-- Stated task --
Output the full listing below exactly, without the pictures.

-- Data supplied --
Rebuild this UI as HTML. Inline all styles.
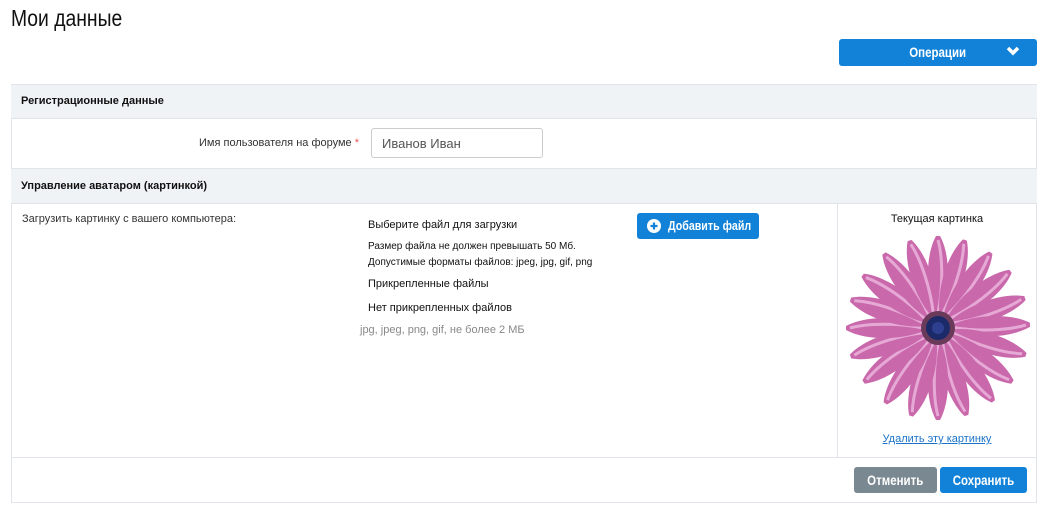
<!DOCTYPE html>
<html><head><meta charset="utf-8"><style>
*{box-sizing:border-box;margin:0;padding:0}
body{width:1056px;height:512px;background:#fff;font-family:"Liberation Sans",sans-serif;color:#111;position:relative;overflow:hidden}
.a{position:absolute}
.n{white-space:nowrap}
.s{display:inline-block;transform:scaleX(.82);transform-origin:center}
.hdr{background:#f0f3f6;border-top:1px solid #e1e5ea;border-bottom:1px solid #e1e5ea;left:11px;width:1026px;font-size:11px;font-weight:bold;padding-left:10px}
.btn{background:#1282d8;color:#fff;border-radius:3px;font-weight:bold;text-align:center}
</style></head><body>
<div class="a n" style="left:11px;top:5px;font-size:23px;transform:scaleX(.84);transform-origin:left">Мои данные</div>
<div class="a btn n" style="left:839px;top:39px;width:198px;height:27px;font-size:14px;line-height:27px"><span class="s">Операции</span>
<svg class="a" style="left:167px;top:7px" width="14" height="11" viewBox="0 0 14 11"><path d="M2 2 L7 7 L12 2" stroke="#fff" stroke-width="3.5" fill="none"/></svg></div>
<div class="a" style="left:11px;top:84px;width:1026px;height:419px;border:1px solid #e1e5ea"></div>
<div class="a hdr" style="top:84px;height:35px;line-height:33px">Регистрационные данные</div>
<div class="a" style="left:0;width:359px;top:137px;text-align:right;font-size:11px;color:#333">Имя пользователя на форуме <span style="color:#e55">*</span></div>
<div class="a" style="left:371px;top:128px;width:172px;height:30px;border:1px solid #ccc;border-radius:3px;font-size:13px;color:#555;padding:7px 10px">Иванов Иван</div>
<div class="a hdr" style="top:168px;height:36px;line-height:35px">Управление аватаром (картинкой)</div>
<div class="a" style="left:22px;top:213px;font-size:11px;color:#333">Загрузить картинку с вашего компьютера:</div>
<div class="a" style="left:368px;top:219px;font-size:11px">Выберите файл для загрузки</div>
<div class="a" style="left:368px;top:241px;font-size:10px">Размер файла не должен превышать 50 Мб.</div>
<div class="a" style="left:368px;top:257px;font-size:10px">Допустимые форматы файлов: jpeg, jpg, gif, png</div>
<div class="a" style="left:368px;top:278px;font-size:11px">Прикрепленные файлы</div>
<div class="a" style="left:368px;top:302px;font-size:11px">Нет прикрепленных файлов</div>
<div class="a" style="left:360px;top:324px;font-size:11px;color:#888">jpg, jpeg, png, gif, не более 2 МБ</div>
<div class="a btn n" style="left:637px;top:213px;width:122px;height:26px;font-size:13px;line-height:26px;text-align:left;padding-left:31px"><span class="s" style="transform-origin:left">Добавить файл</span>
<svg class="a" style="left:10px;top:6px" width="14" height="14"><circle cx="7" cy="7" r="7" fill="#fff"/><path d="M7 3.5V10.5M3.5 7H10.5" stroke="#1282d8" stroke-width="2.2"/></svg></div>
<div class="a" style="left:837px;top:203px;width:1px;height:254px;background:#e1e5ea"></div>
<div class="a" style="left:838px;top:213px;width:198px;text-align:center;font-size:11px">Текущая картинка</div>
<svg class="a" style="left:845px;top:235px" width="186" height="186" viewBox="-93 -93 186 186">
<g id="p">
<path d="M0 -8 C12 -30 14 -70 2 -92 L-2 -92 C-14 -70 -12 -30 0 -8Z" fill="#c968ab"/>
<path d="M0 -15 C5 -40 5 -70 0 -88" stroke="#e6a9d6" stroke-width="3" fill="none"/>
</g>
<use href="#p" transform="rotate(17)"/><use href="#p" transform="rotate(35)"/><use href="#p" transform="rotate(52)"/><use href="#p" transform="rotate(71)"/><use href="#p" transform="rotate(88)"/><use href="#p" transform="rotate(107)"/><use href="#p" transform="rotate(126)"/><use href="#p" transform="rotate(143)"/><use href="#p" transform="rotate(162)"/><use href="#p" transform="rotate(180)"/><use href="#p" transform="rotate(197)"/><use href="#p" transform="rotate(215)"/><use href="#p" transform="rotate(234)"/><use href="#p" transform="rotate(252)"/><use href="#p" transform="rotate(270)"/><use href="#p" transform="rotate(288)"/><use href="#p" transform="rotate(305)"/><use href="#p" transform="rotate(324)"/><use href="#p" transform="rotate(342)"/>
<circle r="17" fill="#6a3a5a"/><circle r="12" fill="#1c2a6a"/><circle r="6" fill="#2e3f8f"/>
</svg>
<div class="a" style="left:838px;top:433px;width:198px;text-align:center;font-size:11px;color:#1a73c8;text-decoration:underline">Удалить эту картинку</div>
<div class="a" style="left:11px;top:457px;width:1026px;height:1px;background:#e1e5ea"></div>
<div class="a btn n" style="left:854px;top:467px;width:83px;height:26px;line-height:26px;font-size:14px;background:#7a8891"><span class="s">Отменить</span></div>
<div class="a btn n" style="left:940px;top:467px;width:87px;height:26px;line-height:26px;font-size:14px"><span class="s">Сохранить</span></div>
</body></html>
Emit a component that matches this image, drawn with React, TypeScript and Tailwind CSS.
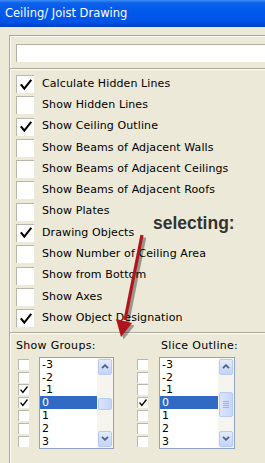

-- Solution to this task --
Rebuild this UI as HTML. Inline all styles.
<!DOCTYPE html>
<html><head><meta charset="utf-8"><style>
*{box-sizing:border-box;margin:0;padding:0}
body{width:1056px;height:512px;background:#fff;font-family:"Liberation Sans",sans-serif;color:#111;position:relative;overflow:hidden}
.a{position:absolute}
.n{white-space:nowrap}
.s{display:inline-block;transform:scaleX(.82);transform-origin:center}
.hdr{background:#f0f3f6;border-top:1px solid #e1e5ea;border-bottom:1px solid #e1e5ea;left:11px;width:1026px;font-size:11px;font-weight:bold;padding-left:10px}
.btn{background:#1282d8;color:#fff;border-radius:3px;font-weight:bold;text-align:center}
</style></head><body>
<div class="a n" style="left:11px;top:5px;font-size:23px;transform:scaleX(.84);transform-origin:left">Мои данные</div>
<div class="a btn n" style="left:839px;top:39px;width:198px;height:27px;font-size:14px;line-height:27px"><span class="s">Операции</span>
<svg class="a" style="left:167px;top:7px" width="14" height="11" viewBox="0 0 14 11"><path d="M2 2 L7 7 L12 2" stroke="#fff" stroke-width="3.5" fill="none"/></svg></div>
<div class="a" style="left:11px;top:84px;width:1026px;height:419px;border:1px solid #e1e5ea"></div>
<div class="a hdr" style="top:84px;height:35px;line-height:33px">Регистрационные данные</div>
<div class="a" style="left:0;width:359px;top:137px;text-align:right;font-size:11px;color:#333">Имя пользователя на форуме <span style="color:#e55">*</span></div>
<div class="a" style="left:371px;top:128px;width:172px;height:30px;border:1px solid #ccc;border-radius:3px;font-size:13px;color:#555;padding:7px 10px">Иванов Иван</div>
<div class="a hdr" style="top:168px;height:36px;line-height:35px">Управление аватаром (картинкой)</div>
<div class="a" style="left:22px;top:213px;font-size:11px;color:#333">Загрузить картинку с вашего компьютера:</div>
<div class="a" style="left:368px;top:219px;font-size:11px">Выберите файл для загрузки</div>
<div class="a" style="left:368px;top:241px;font-size:10px">Размер файла не должен превышать 50 Мб.</div>
<div class="a" style="left:368px;top:257px;font-size:10px">Допустимые форматы файлов: jpeg, jpg, gif, png</div>
<div class="a" style="left:368px;top:278px;font-size:11px">Прикрепленные файлы</div>
<div class="a" style="left:368px;top:302px;font-size:11px">Нет прикрепленных файлов</div>
<div class="a" style="left:360px;top:324px;font-size:11px;color:#888">jpg, jpeg, png, gif, не более 2 МБ</div>
<div class="a btn n" style="left:637px;top:213px;width:122px;height:26px;font-size:13px;line-height:26px;text-align:left;padding-left:31px"><span class="s" style="transform-origin:left">Добавить файл</span>
<svg class="a" style="left:10px;top:6px" width="14" height="14"><circle cx="7" cy="7" r="7" fill="#fff"/><path d="M7 3.5V10.5M3.5 7H10.5" stroke="#1282d8" stroke-width="2.2"/></svg></div>
<div class="a" style="left:837px;top:203px;width:1px;height:254px;background:#e1e5ea"></div>
<div class="a" style="left:838px;top:213px;width:198px;text-align:center;font-size:11px">Текущая картинка</div>
<svg class="a" style="left:845px;top:235px" width="186" height="186" viewBox="-93 -93 186 186">
<g id="p">
<path d="M0 -8 C12 -30 14 -70 2 -92 L-2 -92 C-14 -70 -12 -30 0 -8Z" fill="#c968ab"/>
<path d="M0 -15 C5 -40 5 -70 0 -88" stroke="#e6a9d6" stroke-width="3" fill="none"/>
</g>
<use href="#p" transform="rotate(17)"/><use href="#p" transform="rotate(35)"/><use href="#p" transform="rotate(52)"/><use href="#p" transform="rotate(71)"/><use href="#p" transform="rotate(88)"/><use href="#p" transform="rotate(107)"/><use href="#p" transform="rotate(126)"/><use href="#p" transform="rotate(143)"/><use href="#p" transform="rotate(162)"/><use href="#p" transform="rotate(180)"/><use href="#p" transform="rotate(197)"/><use href="#p" transform="rotate(215)"/><use href="#p" transform="rotate(234)"/><use href="#p" transform="rotate(252)"/><use href="#p" transform="rotate(270)"/><use href="#p" transform="rotate(288)"/><use href="#p" transform="rotate(305)"/><use href="#p" transform="rotate(324)"/><use href="#p" transform="rotate(342)"/>
<circle r="17" fill="#6a3a5a"/><circle r="12" fill="#1c2a6a"/><circle r="6" fill="#2e3f8f"/>
</svg>
<div class="a" style="left:838px;top:433px;width:198px;text-align:center;font-size:11px;color:#1a73c8;text-decoration:underline">Удалить эту картинку</div>
<div class="a" style="left:11px;top:457px;width:1026px;height:1px;background:#e1e5ea"></div>
<div class="a btn n" style="left:854px;top:467px;width:83px;height:26px;line-height:26px;font-size:14px;background:#7a8891"><span class="s">Отменить</span></div>
<div class="a btn n" style="left:940px;top:467px;width:87px;height:26px;line-height:26px;font-size:14px"><span class="s">Сохранить</span></div>
</body></html>
Emit a component that matches this image, drawn with React, TypeScript and Tailwind CSS.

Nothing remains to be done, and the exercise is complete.